- BRIEF
Identify all lines of the data containing the string "React" and copy them.

- RECORD SET
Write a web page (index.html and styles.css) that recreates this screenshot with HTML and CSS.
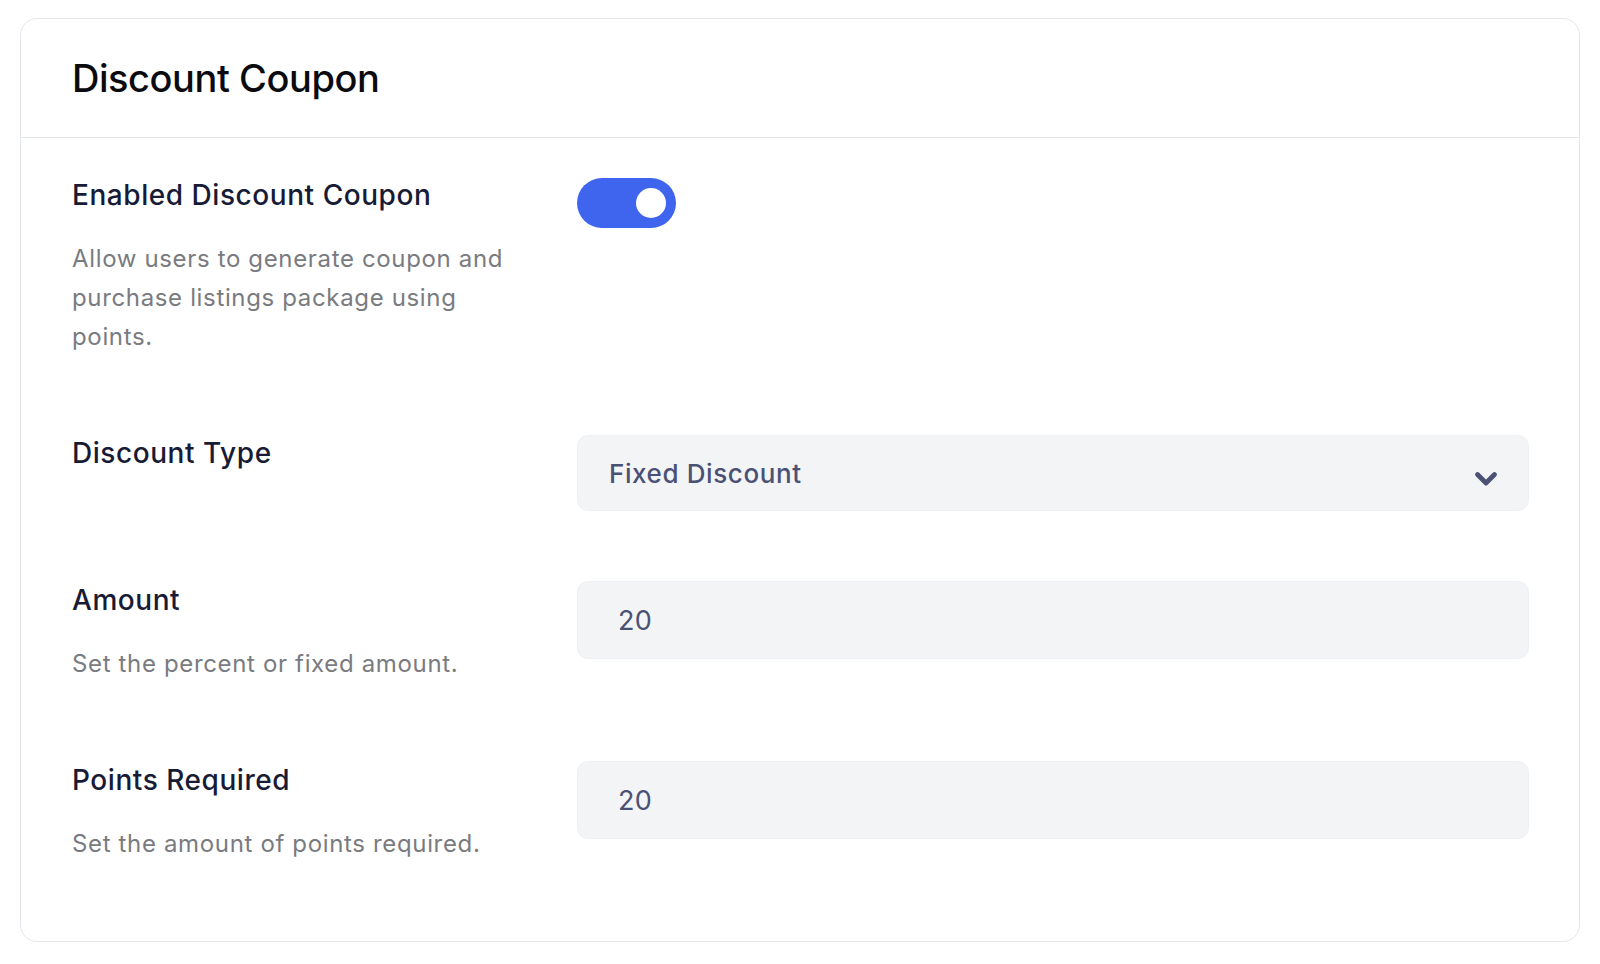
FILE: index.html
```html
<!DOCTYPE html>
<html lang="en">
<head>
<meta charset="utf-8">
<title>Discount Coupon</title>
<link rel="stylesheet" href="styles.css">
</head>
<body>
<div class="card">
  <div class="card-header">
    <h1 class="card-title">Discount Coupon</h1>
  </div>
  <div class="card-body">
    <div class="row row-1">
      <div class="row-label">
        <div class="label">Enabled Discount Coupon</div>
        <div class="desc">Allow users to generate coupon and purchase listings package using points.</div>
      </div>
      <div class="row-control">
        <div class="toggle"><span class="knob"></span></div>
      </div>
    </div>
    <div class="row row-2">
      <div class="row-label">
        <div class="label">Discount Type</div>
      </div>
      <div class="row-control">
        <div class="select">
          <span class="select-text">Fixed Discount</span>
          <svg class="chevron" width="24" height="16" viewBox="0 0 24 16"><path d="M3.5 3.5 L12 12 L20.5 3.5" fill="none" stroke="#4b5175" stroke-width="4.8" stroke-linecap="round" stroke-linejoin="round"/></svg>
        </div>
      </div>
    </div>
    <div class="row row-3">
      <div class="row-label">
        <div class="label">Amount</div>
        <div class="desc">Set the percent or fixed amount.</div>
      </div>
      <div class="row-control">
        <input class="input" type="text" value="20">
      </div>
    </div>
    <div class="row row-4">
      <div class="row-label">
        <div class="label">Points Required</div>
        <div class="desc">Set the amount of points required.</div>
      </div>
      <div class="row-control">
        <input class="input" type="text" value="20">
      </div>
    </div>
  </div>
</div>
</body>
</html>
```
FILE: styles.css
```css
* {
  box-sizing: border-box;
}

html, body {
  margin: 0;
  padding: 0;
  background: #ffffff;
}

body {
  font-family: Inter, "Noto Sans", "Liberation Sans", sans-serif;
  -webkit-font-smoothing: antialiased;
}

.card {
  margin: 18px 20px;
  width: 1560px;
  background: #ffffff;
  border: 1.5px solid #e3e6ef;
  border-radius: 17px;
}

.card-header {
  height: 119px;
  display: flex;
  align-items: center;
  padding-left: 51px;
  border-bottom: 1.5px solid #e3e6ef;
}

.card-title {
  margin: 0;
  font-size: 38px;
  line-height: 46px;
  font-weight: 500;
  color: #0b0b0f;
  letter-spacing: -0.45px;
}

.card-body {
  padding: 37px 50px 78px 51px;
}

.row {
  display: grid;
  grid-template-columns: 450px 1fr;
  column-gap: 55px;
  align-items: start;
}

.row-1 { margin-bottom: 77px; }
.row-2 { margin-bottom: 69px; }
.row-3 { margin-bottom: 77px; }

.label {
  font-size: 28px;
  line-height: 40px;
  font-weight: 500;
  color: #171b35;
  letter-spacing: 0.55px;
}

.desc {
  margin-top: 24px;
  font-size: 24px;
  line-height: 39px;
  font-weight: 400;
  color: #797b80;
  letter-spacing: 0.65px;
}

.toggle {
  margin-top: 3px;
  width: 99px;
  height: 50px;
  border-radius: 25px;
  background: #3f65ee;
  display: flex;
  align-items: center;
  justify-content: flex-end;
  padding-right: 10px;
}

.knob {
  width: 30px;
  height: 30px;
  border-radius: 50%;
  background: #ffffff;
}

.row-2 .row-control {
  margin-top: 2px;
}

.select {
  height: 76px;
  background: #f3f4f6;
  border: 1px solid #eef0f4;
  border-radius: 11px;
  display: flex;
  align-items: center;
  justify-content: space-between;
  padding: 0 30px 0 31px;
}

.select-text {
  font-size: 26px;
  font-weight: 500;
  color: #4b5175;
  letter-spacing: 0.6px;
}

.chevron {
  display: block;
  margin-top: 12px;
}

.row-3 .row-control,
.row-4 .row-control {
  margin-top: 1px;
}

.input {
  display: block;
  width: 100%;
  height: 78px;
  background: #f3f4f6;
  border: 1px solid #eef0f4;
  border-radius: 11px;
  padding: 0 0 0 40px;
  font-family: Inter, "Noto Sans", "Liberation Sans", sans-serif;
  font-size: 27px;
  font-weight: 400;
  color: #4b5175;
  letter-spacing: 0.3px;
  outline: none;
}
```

...

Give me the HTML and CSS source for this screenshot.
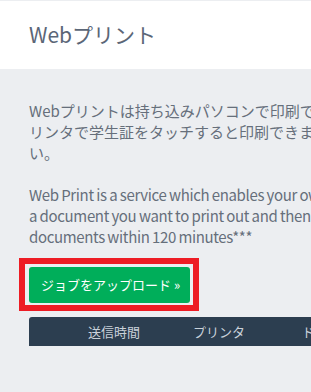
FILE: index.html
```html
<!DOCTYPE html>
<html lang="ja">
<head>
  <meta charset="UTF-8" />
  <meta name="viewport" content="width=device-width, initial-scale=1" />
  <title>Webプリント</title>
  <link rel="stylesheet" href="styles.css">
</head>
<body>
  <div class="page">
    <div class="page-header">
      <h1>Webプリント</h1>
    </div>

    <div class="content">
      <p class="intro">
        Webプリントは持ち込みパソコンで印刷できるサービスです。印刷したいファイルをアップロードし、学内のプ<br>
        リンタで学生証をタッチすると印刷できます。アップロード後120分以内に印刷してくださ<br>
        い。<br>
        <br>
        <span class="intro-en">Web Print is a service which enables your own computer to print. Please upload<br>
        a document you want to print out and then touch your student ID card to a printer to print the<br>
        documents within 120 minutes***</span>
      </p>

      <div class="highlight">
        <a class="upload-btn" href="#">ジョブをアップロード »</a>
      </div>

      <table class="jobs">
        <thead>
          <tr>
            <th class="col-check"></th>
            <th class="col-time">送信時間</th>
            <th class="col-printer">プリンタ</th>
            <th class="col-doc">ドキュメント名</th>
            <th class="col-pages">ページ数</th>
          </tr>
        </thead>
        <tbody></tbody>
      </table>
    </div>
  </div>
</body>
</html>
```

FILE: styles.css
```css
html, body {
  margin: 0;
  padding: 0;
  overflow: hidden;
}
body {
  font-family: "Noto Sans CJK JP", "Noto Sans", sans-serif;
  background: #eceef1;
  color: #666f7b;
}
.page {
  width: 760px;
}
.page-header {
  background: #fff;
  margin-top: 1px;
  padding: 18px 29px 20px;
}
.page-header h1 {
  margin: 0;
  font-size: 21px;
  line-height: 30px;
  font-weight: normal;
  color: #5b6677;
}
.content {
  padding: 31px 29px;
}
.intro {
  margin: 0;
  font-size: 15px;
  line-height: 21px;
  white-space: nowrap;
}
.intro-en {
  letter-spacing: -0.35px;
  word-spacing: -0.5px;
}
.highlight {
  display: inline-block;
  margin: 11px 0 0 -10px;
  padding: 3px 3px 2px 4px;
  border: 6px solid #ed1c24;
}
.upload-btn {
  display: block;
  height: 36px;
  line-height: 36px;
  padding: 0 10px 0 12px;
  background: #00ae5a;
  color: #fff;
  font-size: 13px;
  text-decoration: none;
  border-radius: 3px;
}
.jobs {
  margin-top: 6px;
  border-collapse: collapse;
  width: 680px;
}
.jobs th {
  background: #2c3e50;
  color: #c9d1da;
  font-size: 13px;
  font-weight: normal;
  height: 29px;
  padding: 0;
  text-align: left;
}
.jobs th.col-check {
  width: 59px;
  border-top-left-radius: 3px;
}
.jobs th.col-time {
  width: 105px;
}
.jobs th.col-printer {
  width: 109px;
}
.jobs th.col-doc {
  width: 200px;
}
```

--

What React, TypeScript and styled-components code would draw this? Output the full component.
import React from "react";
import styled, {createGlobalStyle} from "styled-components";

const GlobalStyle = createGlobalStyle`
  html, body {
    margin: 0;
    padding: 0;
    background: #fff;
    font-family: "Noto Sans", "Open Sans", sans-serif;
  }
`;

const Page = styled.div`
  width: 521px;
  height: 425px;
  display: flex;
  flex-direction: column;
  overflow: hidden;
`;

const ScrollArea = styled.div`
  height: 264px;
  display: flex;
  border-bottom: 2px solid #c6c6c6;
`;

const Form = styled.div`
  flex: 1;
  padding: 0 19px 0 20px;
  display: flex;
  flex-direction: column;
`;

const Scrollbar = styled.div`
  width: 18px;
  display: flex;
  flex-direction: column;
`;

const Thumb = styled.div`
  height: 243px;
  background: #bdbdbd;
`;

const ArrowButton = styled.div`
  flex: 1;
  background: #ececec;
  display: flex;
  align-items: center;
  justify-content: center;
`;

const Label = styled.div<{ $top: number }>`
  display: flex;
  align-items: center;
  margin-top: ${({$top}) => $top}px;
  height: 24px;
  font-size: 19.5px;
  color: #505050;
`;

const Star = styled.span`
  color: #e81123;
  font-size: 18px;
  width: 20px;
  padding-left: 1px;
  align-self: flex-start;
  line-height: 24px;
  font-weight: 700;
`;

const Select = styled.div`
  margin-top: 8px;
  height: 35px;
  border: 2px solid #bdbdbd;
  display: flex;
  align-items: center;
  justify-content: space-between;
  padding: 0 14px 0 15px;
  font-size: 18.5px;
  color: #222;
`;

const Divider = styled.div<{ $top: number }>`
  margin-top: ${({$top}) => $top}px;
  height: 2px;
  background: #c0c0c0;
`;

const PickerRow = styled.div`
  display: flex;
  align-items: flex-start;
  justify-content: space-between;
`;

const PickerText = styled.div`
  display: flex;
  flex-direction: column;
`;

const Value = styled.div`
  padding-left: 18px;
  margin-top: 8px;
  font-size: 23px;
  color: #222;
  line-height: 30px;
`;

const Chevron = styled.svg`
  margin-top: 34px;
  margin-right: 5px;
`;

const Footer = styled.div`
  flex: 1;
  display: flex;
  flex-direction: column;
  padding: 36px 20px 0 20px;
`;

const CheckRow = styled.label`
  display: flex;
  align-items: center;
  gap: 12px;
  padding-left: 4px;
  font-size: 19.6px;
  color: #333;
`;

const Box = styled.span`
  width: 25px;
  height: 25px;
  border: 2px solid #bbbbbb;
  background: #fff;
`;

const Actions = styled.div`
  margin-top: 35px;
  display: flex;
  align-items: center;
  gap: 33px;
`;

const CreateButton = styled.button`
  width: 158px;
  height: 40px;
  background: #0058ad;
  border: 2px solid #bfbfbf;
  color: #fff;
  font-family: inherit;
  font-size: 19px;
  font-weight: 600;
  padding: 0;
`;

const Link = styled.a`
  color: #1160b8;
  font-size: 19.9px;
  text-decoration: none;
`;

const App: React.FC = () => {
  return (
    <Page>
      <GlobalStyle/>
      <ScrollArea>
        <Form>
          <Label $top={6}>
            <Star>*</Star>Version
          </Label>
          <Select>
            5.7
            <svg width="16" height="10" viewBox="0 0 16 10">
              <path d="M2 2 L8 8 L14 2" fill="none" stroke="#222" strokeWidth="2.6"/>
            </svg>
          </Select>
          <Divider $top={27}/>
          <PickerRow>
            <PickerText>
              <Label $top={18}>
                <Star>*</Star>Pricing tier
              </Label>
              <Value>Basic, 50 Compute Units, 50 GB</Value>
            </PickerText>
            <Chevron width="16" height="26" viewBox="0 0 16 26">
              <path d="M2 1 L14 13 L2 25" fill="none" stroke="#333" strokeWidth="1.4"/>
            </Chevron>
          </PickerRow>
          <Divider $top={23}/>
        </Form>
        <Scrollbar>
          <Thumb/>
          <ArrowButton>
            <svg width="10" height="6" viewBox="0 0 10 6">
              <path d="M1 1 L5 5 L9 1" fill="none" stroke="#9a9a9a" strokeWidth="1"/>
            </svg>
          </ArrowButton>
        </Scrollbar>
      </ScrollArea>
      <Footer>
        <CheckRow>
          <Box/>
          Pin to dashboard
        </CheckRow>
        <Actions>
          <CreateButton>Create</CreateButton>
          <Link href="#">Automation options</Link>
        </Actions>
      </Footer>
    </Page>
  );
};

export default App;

- RESULT OF THIS TASK
What React, TypeScript and styled-components code would draw this? Output the full component.
import React from "react";
const App: React.FC = () => {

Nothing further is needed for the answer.